Protostars and Planets VI, Heidelberg, July 15-20, 2013

Poster 2K049

Inferring the Rate of Planet Occurrence by Injecting and Detecting Transits in the Kepler Light Curves of M Dwarfs

Dressing, Courtney (Harvard University)
Charbonneau, David (Harvard University)

Abstract:
The Kepler mission has discovered thousands of planet candidates, but some transiting planets may evade detection by the Kepler pipeline. Specifically, transiting planets might be missed around stars exhibiting large brightness variations due to starspots. Knowledge of the detection efficiency is therefore required in order to accurately estimate the fraction of stars that host planets.
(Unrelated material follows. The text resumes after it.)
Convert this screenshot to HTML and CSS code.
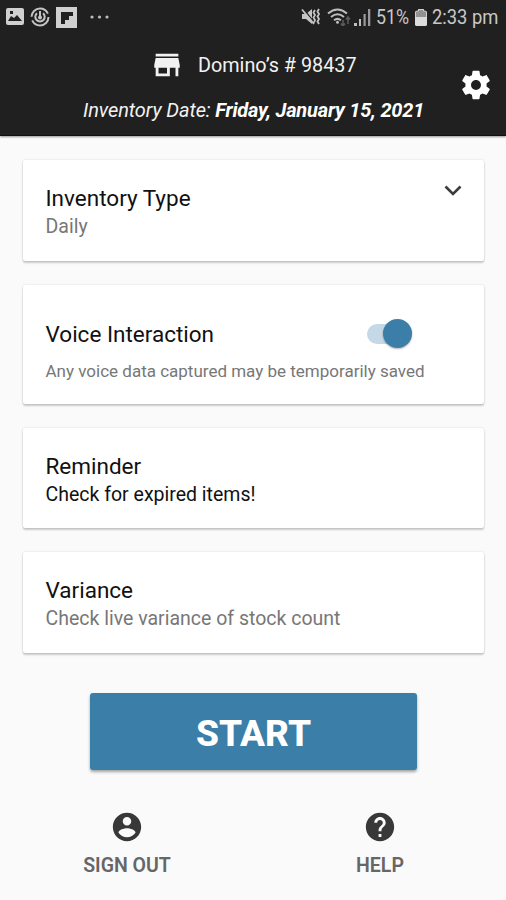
FILE: index.html
```html
<!DOCTYPE html>
<html lang="en">
<head>
<meta charset="utf-8">
<title>Inventory</title>
<link rel="stylesheet" href="styles.css">
</head>
<body>
<header class="header">
  <div class="status">
    <div class="status-left">
      <svg width="18" height="18" viewBox="0 0 18 18"><path fill="#d0d0d0" fill-rule="evenodd" d="M2 0h14a2 2 0 0 1 2 2v13a2 2 0 0 1-2 2H2a2 2 0 0 1-2-2V2a2 2 0 0 1 2-2zM2 13h14L11 7 8 10 5 8zM4 3v3h3V3z"/></svg>
      <svg width="20" height="20" viewBox="0 0 20 20" fill="none" stroke="#c4c4c4" stroke-width="2"><circle cx="10" cy="10" r="8.5" stroke-dasharray="23 3.7"/><path d="M7 6.2a4.700 4.700 0 1 0 6 0M10 4v6"/><circle cx="10" cy="10.5" r="1"/></svg>
      <svg width="21" height="21" viewBox="0 0 21 21"><path fill="#d0d0d0" d="M0 0h21v21H0z"/><path fill="#202020" d="M5 5h12v4h-4v4H9v4H5z"/></svg>
      <svg class="dots" width="19" height="4" viewBox="0 0 19 4" fill="#bdbdbd"><circle cx="2" cy="2" r="1.6"/><circle cx="9.5" cy="2" r="1.6"/><circle cx="17" cy="2" r="1.6"/></svg>
    </div>
    <div class="status-right">
      <svg width="20" height="18" viewBox="0 0 20 18" fill="none" stroke="#c4c4c4" stroke-width="1.8"><path fill="#c4c4c4" stroke="none" d="M1 6h4l6-5v15l-6-5H1z"/><path stroke="#202020" stroke-width="1.2" d="M2.5 1 13 14"/><path d="M1 1.500 13 16M14 2l-1.500 2.500L14 7l-1.500 2.500L14 12l-1 2.500M18 1l-1.500 2.500L18 6l-1.500 2.500L18 11l-1.500 2.500L18 16"/></svg>
      <svg class="wifi" width="24" height="18" viewBox="0 0 24 18" fill="none" stroke="#bdbdbd" stroke-width="2"><path d="M1 5.500Q10.500-2.500 20 5.500M4 9Q10.500 3.500 17 9M7 12.200Q10.500 9.500 14 12.200"/><circle cx="10.500" cy="14.300" r="1.500" fill="#bdbdbd" stroke="none"/><path stroke="#5c5c5c" stroke-width="1.500" d="M16 12v6M13.800 15.500 16 18l2-2.500M21 16V9M19 11.500 21 9l2 2.500"/></svg>
      <svg class="signal" width="17" height="18" viewBox="0 0 17 18" fill="#bdbdbd"><path d="M0 15h3v3H0zM5 11h2v7H5z"/><path fill="#999" d="M9.500 6h2.200v12H9.500zM14 1h2.300v17H14z"/></svg>
      <span class="st battery-text"><span>51%</span></span>
      <svg class="battery" width="12" height="17" viewBox="0 0 12 17"><path fill="#929292" d="M3 0h6v2h2l1 1v6H0V3l1-1h2z"/><path fill="#dcdcdc" d="M0 8h12v8l-1 1H1l-1-1z"/><path fill="none" stroke="#d0d0d0" d="M.5 8V3l1-1h2V.5h5V2h2l1 1v5"/></svg>
      <span class="st time"><span>2:33 pm</span></span>
    </div>
  </div>
  <div class="title-row">
    <svg width="34" height="34" viewBox="0 0 24 24" fill="#f2f2f2"><path d="M20 4H4v2h16V4zm1 10v-2l-1-5H4l-1 5v2h1v6h10v-6h4v6h2v-6h1zm-9 4H6v-4h6v4z"/></svg>
    <span class="store">Domino’s # 98437</span>
  </div>
  <div class="date"><span>Inventory Date: </span><b>Friday, January 15, 2021</b></div>
  <svg class="gear" width="34" height="34" viewBox="0 0 24 24" fill="#fff"><path d="M19.430 12.980c.04-.32.07-.64.07-.98s-.03-.66-.07-.98l2.110-1.650c.19-.15.24-.42.12-.64l-2-3.460c-.12-.22-.39-.3-.61-.22l-2.490 1c-.52-.4-1.080-.73-1.690-.98l-.38-2.650C14.460 2.180 14.250 2 14 2h-4c-.25 0-.46.18-.49.42l-.38 2.650c-.61.25-1.170.59-1.690.98l-2.490-1c-.23-.09-.49 0-.61.22l-2 3.460c-.13.22-.07.49.12.64l2.110 1.650c-.04.32-.07.65-.07.98s.03.66.07.98l-2.110 1.650c-.19.15-.24.42-.12.64l2 3.460c.12.22.39.3.61.22l2.490-1c.52.4 1.080.73 1.690.98l.38 2.650c.03.24.24.42.49.42h4c.25 0 .46-.18.49-.42l.38-2.650c.61-.25 1.170-.59 1.690-.98l2.490 1c.23.09.49 0 .61-.22l2-3.460c.12-.22.07-.49-.12-.64l-2.110-1.650zM12 15.500c-1.930 0-3.500-1.570-3.500-3.500s1.570-3.500 3.500-3.500 3.500 1.570 3.500 3.500-1.570 3.500-3.500 3.500z"/></svg>
</header>
<main class="cards">
  <section class="card type">
    <div><h2>Inventory Type</h2><p>Daily</p></div>
    <svg class="chevron" width="18" height="11" viewBox="0 0 18 11"><path d="M1.500 1.500 9 9l7.500-7.500" fill="none" stroke="#3c3c3c" stroke-width="2.600"/></svg>
  </section>
  <section class="card voice">
    <div class="voice-row"><h2>Voice Interaction</h2><div class="switch"><i class="knob"></i></div></div>
    <p class="small">Any voice data captured may be temporarily saved</p>
  </section>
  <section class="card"><div><h2>Reminder</h2><p class="dark">Check for expired items!</p></div></section>
  <section class="card variance"><div><h2>Variance</h2><p>Check live variance of stock count</p></div></section>
</main>
<button class="start">START</button>
<footer class="footer">
  <div class="action">
    <svg width="34" height="34" viewBox="0 0 24 24" fill="#383838"><path d="M12 2C6.480 2 2 6.480 2 12s4.480 10 10 10 10-4.480 10-10S17.520 2 12 2zm0 3c1.660 0 3 1.340 3 3s-1.340 3-3 3-3-1.340-3-3 1.340-3 3-3zm0 14.200c-2.500 0-4.710-1.280-6-3.220.03-1.990 4-3.080 6-3.080 1.990 0 5.970 1.090 6 3.080-1.290 1.940-3.500 3.220-6 3.220z"/></svg>
    <span>SIGN OUT</span>
  </div>
  <div class="action">
    <svg width="34" height="34" viewBox="0 0 24 24" fill="#383838"><path d="M12 2C6.480 2 2 6.480 2 12s4.480 10 10 10 10-4.480 10-10S17.520 2 12 2zm1 17h-2v-2h2v2zm2.070-7.750l-.9.920C13.450 12.900 13 13.500 13 15h-2v-.5c0-1.100.45-2.100 1.170-2.830l1.240-1.260c.37-.36.590-.86.590-1.410 0-1.100-.9-2-2-2s-2 .9-2 2H8c0-2.210 1.790-4 4-4s4 1.790 4 4c0 .88-.36 1.680-.93 2.250z"/></svg>
    <span>HELP</span>
  </div>
</footer>
</body>
</html>
```
FILE: styles.css
```css
* { box-sizing: border-box; }
body { margin: 0; width: 506px; height: 900px; overflow: hidden; background: #fafafa; font-family: Roboto, "Liberation Sans", sans-serif; color: #111; }
svg { display: block; flex: none; }
h2, p { margin: 0; font-weight: 400; white-space: nowrap; }
.header { position: relative; height: 136px; background: #202020; color: #f2f2f2; border-bottom: 1px solid #111; box-shadow: 0 1px 2px rgba(0,0,0,.4); }
.status { height: 34px; display: flex; justify-content: space-between; padding: 0 8px 0 6px; }
.status-left, .status-right { display: flex; align-items: center; }
.status-left svg + svg { margin-left: 6px; }
.status-left .dots { margin-left: 13px; }
.status-right .wifi { margin-left: 6px; }
.status-right .signal { margin-left: 3px; }
.st { color: #c8c8c8; font-size: 21px; line-height: 34px; white-space: nowrap; }
.st span { display: inline-block; transform-origin: 0 50%; }
.battery-text { width: 34px; margin-left: 5px; }
.battery-text span { transform: scaleX(.85); }
.battery { margin-left: 5px; }
.time { width: 66px; margin-left: 5px; }
.time span { transform: scaleX(.875); }
.title-row { display: flex; align-items: center; height: 34px; margin-top: 14px; padding-left: 150px; }
.store { margin-left: 14px; padding-top: 2px; font-size: 19.8px; line-height: 34px; white-space: nowrap; }
.date { margin: 13px 0 0 83px; font-size: 20px; line-height: 30px; font-style: italic; white-space: nowrap; letter-spacing: -.1px; }
.date b { color: #fff; letter-spacing: -.2px; }
.gear { position: absolute; left: 459px; top: 68px; }
.cards { padding: 24px 22px 0 23px; display: flex; flex-direction: column; gap: 24px; }
.card { height: 100px; padding: 24px 22px 0 22.5px; background: #fff; border-radius: 2px; box-shadow: 0 2px 2px rgba(0,0,0,.19), 0 0 2px rgba(0,0,0,.16); }
.card.type { height: 101px; display: flex; justify-content: space-between; }
.card.variance { height: 101px; }
.chevron { margin-top: 1px; }
.card h2 { font-size: 22.5px; line-height: 28px; }
.card p { font-size: 19.5px; line-height: 28px; color: #777; margin-top: 1px; }
.card .dark { color: #111; }
.card.voice { height: 119px; padding-top: 32px; }
.voice-row { display: flex; justify-content: space-between; align-items: center; height: 34px; }
.switch { position: relative; width: 45px; height: 20px; margin-right: 50px; border-radius: 10px; background: #c5d8e6; }
.knob { position: absolute; right: 0; top: -5px; width: 29px; height: 29px; border-radius: 50%; background: #3b7ea8; box-shadow: 0 1px 2px rgba(0,0,0,.3); }
.card .small { font-size: 17px; line-height: 24px; margin-top: 8px; }
.start { display: block; width: 327px; height: 77px; margin: 40px 0 0 90px; padding: 5px 0 0; border: 0; border-radius: 3px; background: #3b7fa8; box-shadow: 0 2px 3px rgba(0,0,0,.35); color: #fff; font: 800 37px/72px Roboto, sans-serif; }
.footer { display: flex; justify-content: space-between; padding: 40px 26px 0 27px; }
.action { width: 200px; display: flex; flex-direction: column; align-items: center; font-size: 19.5px; line-height: 28px; font-weight: 600; color: #666; }
.action span { margin-top: 8px; }
```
In a recent paper, we revised the stellar parameters of the smallest Kepler target stars and determined that the occurrence rate of 0.5-4 Earth radius planets with periods <50 days is 0.90 (+0.04/-0.03) planets per small star. We also found that there are at least 0.04 Earth-size (0.5-1.4 Earth radius) planets within the habitable zones of small stars, implying that the nearest transiting Earth-size planet is within 21 pc with 95% confidence. Our previous estimates of the occurrence rate assumed 100% detection efficiency at SNR=7.1 sigma; the occurrence rate would have been underestimated if the actual detection efficiency is lower. We will present the results of an ongoing project to improve our estimate of the occurrence rate by developing a customized pipeline to detect transiting planets around Kepler M dwarfs. We will directly measure the pipeline detection efficiency by injecting transits into the light curves of Kepler M dwarfs and attempting to recover the injected signals. These stars are fainter than the majority of Kepler targets and frequently demonstrate considerable brightness variations due to spot activity. Our pipeline is designed to remove this stellar variability while preserving the signatures of planetary transits. We will compare the list of candidates identified by our pipeline to the list released by the Kepler team and discuss any new candidates. We will then combine our completeness calculations, the resulting list of planet candidates, and our revised stellar properties to refine our estimate of the planet occurrence rate around M dwarfs.